One very simple and straight-forward approach would be to adapt your project structure / bind mount in a way that the node_modules folder is simply not mounted into the container. Instead of attempting to mount the containing folder and then exclude the node_modules directory, we explicitly state all the files and directories we actually want to mount, leaving out the node_modules folder.

docker-compose.yml:

services:
    node:
        command: nodemon index.js
        volumes:
-            - ./:/usr/local/app/
+            - ./src/:/usr/local/app/src/
+            - ./package.json:/usr/local/app/package.json
+            - ./package-lock.json:/usr/local/app/package-lock.json
+            - ...

In our example above, we’d need to explicitly mount all the required files instead of the entire containing folder, which is simple enough for the example project, but can lead to a quite blown volume list if the project structure is not optimized.

Additionally, by bind-mounting e.g. the package.json as a file you can run into issues when attempting to install / change a npm package from within the container due to the way that npm deals with the package.json file (see 1 and 2). You will likely see an error of the form:

EBUSY: resource busy or locked, rename '/home/node/package.json.2756152664' -> '/home/node/package.json'

Again, this only appears to be an issue on macOS and potentially Windows, though and a workaround (untested) exists.

Switch to Linux

Technically speaking, most docker containers are Linux-based (i.e. Debian or Ubuntu, couldn’t find a source since docker does not provide these statistics but I guess you can find out doing some work research like this).

Anyways, Docker runs native on Linux, which instantly kills the performance issues mentioned above and since most docker images are Linux-based as well, chances are that you won’t run into the cross-platform problems of native depencies as described above, so effectively the node_modules on the host should work seemlessly in the container and vice versa.

However, this obviously might be quite a change considering such a small issue and it’s by far no guarantee you won’t run into any problems as your host setup will most likely still be different from the container’s setup so you’re likely to run into problems again and of course, forcing all collaborators to use a similar setup may not be desireable.

Stick to one environment

Probably the easiest solution to prevent the issue altogether is to stick to a consistent development environment. The playbook here is: Don’t dual develop. Run your application either in the container or on the host system, but never on both ⛔️.

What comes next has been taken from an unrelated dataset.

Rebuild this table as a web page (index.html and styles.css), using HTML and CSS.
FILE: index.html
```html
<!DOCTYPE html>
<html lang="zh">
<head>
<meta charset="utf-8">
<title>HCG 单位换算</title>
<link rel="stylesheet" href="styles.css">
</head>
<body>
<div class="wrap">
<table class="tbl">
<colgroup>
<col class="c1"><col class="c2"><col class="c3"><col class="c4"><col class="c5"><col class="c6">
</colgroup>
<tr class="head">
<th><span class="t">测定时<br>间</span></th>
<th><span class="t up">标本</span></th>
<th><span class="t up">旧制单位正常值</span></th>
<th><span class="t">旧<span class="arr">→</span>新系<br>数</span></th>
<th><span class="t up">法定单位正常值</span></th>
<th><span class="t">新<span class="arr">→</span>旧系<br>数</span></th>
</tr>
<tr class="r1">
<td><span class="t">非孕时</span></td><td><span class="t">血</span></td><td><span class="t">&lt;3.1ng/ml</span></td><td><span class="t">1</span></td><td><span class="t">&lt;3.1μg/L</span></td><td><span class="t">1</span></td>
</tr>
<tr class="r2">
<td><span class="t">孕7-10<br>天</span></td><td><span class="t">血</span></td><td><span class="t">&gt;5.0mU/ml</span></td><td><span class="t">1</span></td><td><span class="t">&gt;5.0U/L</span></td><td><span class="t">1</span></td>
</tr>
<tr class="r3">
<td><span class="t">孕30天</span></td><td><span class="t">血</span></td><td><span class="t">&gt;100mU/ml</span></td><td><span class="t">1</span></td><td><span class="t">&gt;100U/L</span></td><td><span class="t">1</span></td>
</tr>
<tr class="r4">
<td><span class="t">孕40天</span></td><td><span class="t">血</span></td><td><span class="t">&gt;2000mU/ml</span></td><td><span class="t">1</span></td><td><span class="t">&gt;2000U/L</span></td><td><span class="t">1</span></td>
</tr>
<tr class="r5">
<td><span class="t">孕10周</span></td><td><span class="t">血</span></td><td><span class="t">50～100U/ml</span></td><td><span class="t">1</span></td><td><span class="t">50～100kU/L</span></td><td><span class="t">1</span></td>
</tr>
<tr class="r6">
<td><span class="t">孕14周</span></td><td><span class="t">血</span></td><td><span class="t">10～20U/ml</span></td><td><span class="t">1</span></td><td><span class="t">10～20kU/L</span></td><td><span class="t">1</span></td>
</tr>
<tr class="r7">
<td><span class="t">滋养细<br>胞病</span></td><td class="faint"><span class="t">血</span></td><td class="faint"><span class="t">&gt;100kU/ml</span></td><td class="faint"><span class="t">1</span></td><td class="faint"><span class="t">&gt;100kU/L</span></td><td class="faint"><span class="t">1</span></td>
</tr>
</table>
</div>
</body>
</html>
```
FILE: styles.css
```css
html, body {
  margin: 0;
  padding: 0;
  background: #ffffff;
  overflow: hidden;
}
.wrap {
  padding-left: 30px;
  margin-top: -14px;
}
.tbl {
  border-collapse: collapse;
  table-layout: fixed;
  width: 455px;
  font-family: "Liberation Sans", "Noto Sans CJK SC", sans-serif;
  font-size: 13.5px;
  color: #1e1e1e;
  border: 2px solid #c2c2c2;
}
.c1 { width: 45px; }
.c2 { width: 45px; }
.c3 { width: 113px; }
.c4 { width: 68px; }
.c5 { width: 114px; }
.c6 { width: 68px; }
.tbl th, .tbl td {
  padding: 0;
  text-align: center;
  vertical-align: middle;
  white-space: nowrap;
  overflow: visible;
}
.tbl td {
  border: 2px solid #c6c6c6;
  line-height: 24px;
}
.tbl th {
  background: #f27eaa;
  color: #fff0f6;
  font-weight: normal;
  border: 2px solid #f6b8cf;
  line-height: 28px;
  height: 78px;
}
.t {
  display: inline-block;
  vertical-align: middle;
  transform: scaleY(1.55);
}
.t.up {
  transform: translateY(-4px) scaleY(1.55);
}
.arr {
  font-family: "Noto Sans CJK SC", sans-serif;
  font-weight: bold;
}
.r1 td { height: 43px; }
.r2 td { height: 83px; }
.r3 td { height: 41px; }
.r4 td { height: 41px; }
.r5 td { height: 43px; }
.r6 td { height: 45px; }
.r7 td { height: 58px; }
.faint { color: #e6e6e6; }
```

This is probably a reasonable approach and surely works if you’re the sole developer on the project, if you’re collaborating on the project it may work if enforced as a convention but even if it can be enforced there are still reasons why you might want to support dual development, e.g. running tests, linters, etc. on the host system during development.

Summary

I tried to cover the whole topic with all of its issues when mounting source code containing 3rd party dependencies (like node_modules, vendor files, …) into a container and provided a couple of solution approaches. Choose whichever one works best for your setup but be advised that none of those are a silver bullet.